Early in his odyssey Don learned the repurposing of the selfie stick. Bonhomie and social bonding initially the principal drive, he had attached a smartphone to it for the socially relevant aim of arm’s length distant photography. As the masts died, some of them responsibly immolated in an attempt to appease the pathogen, the smartphone was eventually consigned to a wet ditch where its battery faded, flashing and beeping a fifteen percent warning in the face of a passing vole and then along with everything and everyone else switching to monochrome battery saver mode before switching off. The stick however. One day feeling slightly heady having sipped off the last of a limited edition presentation case of eighteen percent liquorice and blueberry Imperial stout, Don was coasting through a rural two platform station where the announcements still played out to the carpark on a taped standby powered loop, when he noticed a group arguing with vitriol. The argument was to do with parking, all spaces in the carpark taken and all roadside spaces for fifty miles in either direction over the lovely rolling hills occupied too. Designated drivers leaned demurely on the carpark’s dry stone perimeter, sucking on the last of their Waitrose coriander and locust bean frozen yoghurts, but their passengers, drunk and entitled to their very core on the last ever Ocado delivery of their special reserve eucalyptus and fennel wild yeast oatmeal yellow porter, fought and shouted for all they might have been worth had events panned out differently. Instinctively, teacher mode of old kicking in, Don intervened, trying to appeal to their better selves. Ay there was the rub, for the pathogen had shut down all conscious systems leaving only autonomic speech and movement. A kind of walking coma. ‘What’s it got to do with you? We’re as entitled as you are to be out walking. Why should they have priority parking? What are you talking about? I only live four thousand miles away. The current guidelines say my dog needs its daily exercise and its bagged up shit in the open air. Not my fault if the dog bins are full. I’ll just leave it here. I’m not paid to sort it out.’ It was then that the now classic selfie stick through the eye socket move was born, spontaneously and out of need.

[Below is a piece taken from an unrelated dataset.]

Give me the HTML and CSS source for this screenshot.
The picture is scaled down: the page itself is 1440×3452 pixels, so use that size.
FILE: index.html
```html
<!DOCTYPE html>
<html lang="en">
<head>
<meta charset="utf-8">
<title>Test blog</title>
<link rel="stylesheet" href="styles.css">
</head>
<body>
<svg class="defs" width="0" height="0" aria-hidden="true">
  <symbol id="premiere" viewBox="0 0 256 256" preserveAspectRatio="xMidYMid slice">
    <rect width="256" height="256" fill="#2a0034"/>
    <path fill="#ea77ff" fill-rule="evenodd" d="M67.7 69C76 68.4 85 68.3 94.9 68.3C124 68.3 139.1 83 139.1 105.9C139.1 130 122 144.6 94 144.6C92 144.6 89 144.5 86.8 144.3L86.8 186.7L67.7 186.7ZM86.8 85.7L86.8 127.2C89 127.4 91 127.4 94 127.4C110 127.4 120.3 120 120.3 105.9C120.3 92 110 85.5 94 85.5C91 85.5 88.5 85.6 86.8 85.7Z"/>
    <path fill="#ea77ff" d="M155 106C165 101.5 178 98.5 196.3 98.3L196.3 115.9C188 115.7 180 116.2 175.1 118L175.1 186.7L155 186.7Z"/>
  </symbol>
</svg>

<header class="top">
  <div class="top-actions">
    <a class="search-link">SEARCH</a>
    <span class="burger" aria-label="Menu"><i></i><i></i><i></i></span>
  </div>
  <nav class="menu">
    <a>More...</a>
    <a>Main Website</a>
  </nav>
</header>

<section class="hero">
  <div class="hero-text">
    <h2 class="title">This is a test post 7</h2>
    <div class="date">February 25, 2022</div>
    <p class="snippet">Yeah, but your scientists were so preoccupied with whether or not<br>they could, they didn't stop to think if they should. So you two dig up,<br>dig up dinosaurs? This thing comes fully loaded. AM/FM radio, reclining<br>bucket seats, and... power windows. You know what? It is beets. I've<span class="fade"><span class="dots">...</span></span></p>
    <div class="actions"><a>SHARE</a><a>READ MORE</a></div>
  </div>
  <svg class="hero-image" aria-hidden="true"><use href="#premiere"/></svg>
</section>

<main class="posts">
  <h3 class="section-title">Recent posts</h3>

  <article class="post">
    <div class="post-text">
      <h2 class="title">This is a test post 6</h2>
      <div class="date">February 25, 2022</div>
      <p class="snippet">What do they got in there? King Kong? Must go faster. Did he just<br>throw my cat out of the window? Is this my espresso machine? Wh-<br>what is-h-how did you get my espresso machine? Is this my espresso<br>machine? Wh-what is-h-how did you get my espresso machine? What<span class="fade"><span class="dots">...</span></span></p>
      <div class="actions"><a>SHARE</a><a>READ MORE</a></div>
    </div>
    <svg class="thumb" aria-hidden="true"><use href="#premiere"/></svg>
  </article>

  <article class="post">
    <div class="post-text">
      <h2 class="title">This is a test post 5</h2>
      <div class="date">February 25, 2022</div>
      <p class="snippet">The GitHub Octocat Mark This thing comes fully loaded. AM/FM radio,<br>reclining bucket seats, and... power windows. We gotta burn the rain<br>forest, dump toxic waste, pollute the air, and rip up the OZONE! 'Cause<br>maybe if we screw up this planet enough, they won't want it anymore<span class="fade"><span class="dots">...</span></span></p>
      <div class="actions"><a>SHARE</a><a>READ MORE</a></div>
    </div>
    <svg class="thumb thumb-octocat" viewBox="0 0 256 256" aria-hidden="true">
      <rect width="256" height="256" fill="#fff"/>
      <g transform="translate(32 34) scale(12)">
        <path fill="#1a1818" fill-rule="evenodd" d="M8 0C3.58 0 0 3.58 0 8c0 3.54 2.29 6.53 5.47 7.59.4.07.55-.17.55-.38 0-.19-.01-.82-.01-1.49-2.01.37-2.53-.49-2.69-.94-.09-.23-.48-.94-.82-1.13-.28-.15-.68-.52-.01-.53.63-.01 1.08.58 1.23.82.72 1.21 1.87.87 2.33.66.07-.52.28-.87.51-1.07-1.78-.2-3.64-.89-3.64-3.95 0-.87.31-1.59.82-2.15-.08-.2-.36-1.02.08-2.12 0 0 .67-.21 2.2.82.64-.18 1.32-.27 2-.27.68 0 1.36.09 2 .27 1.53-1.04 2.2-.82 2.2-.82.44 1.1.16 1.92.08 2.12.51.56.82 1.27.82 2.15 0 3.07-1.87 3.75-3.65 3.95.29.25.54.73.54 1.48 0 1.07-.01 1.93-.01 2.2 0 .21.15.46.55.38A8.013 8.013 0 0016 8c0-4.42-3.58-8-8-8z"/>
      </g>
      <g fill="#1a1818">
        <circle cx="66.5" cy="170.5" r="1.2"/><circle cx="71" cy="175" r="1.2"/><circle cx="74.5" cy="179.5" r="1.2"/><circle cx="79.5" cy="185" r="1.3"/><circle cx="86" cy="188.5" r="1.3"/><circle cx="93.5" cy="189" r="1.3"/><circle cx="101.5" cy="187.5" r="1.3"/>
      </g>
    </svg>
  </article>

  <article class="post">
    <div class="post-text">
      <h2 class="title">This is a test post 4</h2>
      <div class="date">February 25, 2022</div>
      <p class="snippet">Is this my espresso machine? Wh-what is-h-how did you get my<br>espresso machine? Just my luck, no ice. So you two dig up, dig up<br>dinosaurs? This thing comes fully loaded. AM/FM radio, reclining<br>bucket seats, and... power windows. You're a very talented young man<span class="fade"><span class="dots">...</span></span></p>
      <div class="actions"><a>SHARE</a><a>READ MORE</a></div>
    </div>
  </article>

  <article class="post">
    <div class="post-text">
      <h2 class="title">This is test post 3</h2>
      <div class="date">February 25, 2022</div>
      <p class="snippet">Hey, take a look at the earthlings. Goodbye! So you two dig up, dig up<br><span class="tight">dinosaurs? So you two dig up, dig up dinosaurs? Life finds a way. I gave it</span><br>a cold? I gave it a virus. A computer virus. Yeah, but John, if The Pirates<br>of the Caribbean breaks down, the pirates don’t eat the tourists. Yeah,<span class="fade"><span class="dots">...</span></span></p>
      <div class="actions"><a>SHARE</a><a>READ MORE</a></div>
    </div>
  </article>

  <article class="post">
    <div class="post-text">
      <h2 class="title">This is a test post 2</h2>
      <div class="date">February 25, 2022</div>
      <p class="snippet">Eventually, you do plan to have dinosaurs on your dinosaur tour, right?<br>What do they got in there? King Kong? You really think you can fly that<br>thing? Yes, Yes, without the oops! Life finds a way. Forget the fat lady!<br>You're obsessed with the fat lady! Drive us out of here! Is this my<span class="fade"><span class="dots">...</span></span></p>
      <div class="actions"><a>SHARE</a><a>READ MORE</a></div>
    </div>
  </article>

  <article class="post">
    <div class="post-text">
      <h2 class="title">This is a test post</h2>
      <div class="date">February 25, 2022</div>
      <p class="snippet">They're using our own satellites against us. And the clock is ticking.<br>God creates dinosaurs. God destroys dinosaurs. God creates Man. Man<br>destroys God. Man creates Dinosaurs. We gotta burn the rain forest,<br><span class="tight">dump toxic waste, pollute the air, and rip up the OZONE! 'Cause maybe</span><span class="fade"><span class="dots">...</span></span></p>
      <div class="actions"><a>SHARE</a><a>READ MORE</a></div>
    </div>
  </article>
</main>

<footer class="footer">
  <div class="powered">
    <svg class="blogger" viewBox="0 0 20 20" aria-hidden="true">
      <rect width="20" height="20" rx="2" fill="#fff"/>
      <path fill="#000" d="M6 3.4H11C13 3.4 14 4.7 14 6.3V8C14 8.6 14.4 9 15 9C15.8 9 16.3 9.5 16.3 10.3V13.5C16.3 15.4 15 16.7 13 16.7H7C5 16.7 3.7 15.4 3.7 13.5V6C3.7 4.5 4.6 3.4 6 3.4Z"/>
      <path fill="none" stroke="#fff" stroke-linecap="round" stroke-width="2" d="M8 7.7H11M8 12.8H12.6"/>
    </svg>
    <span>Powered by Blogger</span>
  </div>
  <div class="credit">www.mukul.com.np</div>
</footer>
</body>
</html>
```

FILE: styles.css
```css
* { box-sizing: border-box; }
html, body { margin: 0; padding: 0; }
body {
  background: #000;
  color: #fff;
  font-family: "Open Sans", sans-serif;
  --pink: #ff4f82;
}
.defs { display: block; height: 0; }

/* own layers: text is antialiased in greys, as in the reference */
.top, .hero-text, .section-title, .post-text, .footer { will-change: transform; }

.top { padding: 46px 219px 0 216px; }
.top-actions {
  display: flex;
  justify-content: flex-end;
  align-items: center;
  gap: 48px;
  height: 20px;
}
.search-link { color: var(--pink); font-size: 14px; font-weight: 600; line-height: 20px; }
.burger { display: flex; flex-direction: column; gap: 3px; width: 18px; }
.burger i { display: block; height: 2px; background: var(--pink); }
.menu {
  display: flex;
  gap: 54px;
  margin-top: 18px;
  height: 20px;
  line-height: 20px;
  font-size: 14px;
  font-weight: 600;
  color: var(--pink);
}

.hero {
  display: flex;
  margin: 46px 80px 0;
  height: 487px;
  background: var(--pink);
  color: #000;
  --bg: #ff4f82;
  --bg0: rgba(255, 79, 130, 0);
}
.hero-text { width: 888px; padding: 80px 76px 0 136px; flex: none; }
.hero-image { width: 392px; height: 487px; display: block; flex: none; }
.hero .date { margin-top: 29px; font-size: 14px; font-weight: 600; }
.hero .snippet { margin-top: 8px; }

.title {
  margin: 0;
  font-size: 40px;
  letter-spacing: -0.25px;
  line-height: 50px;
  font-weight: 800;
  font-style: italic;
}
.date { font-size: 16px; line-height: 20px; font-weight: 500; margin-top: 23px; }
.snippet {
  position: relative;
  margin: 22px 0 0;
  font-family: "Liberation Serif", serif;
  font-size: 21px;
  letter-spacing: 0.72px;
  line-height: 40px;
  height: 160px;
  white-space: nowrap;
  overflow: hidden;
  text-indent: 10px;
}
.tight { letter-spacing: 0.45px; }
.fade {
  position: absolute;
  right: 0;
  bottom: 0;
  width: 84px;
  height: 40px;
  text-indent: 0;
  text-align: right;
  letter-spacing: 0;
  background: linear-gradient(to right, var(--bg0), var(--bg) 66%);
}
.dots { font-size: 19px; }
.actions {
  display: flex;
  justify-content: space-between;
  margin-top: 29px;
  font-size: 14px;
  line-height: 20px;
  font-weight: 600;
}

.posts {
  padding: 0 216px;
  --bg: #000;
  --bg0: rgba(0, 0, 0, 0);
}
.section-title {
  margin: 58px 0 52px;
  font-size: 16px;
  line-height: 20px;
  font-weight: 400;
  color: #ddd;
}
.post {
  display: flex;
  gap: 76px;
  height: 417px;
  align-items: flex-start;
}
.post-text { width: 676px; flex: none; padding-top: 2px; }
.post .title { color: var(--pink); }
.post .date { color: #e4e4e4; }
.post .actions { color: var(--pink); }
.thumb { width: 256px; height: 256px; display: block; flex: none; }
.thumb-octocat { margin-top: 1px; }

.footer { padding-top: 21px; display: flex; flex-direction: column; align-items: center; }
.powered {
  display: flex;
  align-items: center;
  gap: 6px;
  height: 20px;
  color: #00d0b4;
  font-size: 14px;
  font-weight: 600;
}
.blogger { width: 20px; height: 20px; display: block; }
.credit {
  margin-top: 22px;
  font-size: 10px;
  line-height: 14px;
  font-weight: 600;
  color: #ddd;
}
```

Popping back to the very narrative hot August railtrack current, the stick had since been sharpened and a little modified aerodynamically, and the efficacy of the move perfected, encounters with strangers always opening with the mettle-probing ‘How many wankers have you killed?’. The basking shark spotter had finished his autonomic whine and was reaching into his pocket for another can of Fear And Emotional Evisceration. Muscle memory twitched Don’s hand down towards the stick. But then cause for pause in the familiar shape of a small boy riding the sleepers toward him on a brightly coloured seventies Chopper bicycle breaking the horizon shimmer. Smelling the onset of indifference, the wanker lost interest and moved across the tracks. The small boy dismounted. ‘For fuck’s sake Dad. State of you. Get yourself home.’